As a first baseman Stuart led his league in errors seven straight years, usually by a wide margin. Playing in only 64 games his rookie year (1958), he managed to commit 16 miscues. Given that he played with one of the great keystone combinations of all time in Dick Groat and Bill Mazeroski, one can only wonder how many double plays they might have turned with any other first baseman. Stuart led the American League in 1963 with 29 errors, a number made uglier by the fact that the runner-up committed only 12. (For the record, future Hall of Famer Orlando Cepeda led the National League with 21, still far behind Stuart.) Stuart once received a standing ovation for catching a hot dog wrapper on the fly.

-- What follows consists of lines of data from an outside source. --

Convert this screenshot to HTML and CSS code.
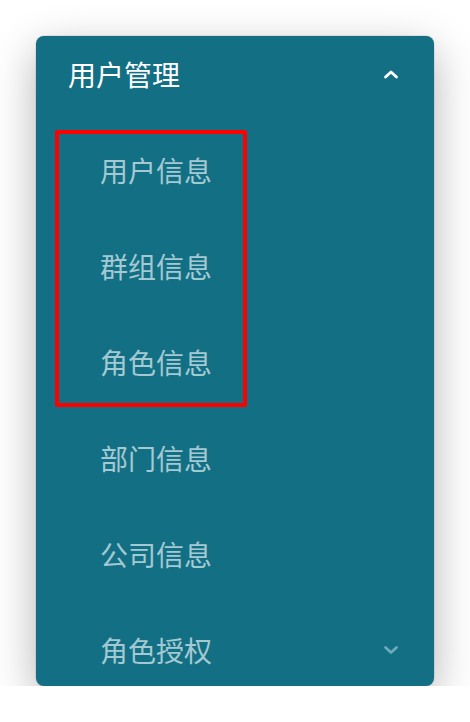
FILE: index.html
```html
<!DOCTYPE html>
<html lang="zh-CN">
<head>
<meta charset="utf-8">
<link rel="stylesheet" href="styles.css">
</head>
<body>
<div class="stage">
  <nav class="panel">
    <div class="group-head">
      <span class="group-title">用户管理</span>
      <svg class="chev chev-up" width="16" height="10" viewBox="0 0 16 10"><path d="M2.5 8 L8 3 L13.5 8" fill="none" stroke="currentColor" stroke-width="2.8" stroke-linecap="round" stroke-linejoin="round"/></svg>
    </div>
    <ul class="items">
      <li class="item">用户信息</li>
      <li class="item">群组信息</li>
      <li class="item">角色信息</li>
      <li class="item">部门信息</li>
      <li class="item">公司信息</li>
      <li class="item item-sub">
        <span>角色授权</span>
        <svg class="chev chev-down" width="16" height="10" viewBox="0 0 16 10"><path d="M2.5 2.5 L8 7.5 L13.5 2.5" fill="none" stroke="currentColor" stroke-width="2.8" stroke-linecap="round" stroke-linejoin="round"/></svg>
      </li>
    </ul>
    <div class="highlight"></div>
  </nav>
</div>
</body>
</html>
```
FILE: styles.css
```css
html, body {
  margin: 0;
  padding: 0;
  background: #ffffff;
}
body {
  font-family: "Noto Sans CJK SC", "Noto Sans", sans-serif;
}
.stage {
  padding: 36px 0 0 36px;
}
.panel {
  position: relative;
  width: 398px;
  height: 650px;
  background: #136f84;
  border-radius: 8px;
  overflow: hidden;
  box-shadow: 0 14px 44px rgba(0, 0, 0, 0.3), 0 0 0 0.5px rgba(0,0,0,0.15);
}
.group-head {
  height: 76px;
  display: flex;
  align-items: center;
  justify-content: space-between;
  padding: 0 35px 0 32px;
  color: #ffffff;
}
.group-title {
  font-size: 28px;
  line-height: 1;
  font-weight: 400;
}
.chev {
  display: block;
}
.chev-up {
  color: #ffffff;
}
.items {
  list-style: none;
  margin: 10px 0 0 0;
  padding: 0;
}
.item {
  height: 96px;
  display: flex;
  align-items: center;
  justify-content: space-between;
  padding: 0 35px 0 64px;
  font-size: 28px;
  line-height: 1;
  font-weight: 400;
  color: #a3c9d2;
}
.chev-down {
  color: #6aaab9;
}
.highlight {
  position: absolute;
  left: 19px;
  top: 94px;
  width: 184px;
  height: 269px;
  border: 4px solid #ff0000;
  border-radius: 2px;
}
```
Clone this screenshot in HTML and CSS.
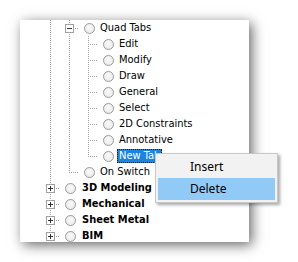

In fairness, he did one thing well with a ball in his hands. He had a terrific kind of halfway behind-the-back toss to the mound to end the inning, delivered in quasi-contemptuous fashion and proving that he could master a skill if he put his mind to it. Life was never dull with Stuart, on the bases or in the field.
A person this annoying—not to mention this destructive—has to do something well to stick around, and Stuart did. Playing among contemporaries like Hank Aaron, Willie Mays, Ernie Banks, Frank Robinson, Willie McCovey, Orlando Cepeda, and Eddie Mathews, he could hit a baseball farther than just about anybody. True, he didn’t connect as frequently or for as long as they did, but for distance he had few equals and no superiors.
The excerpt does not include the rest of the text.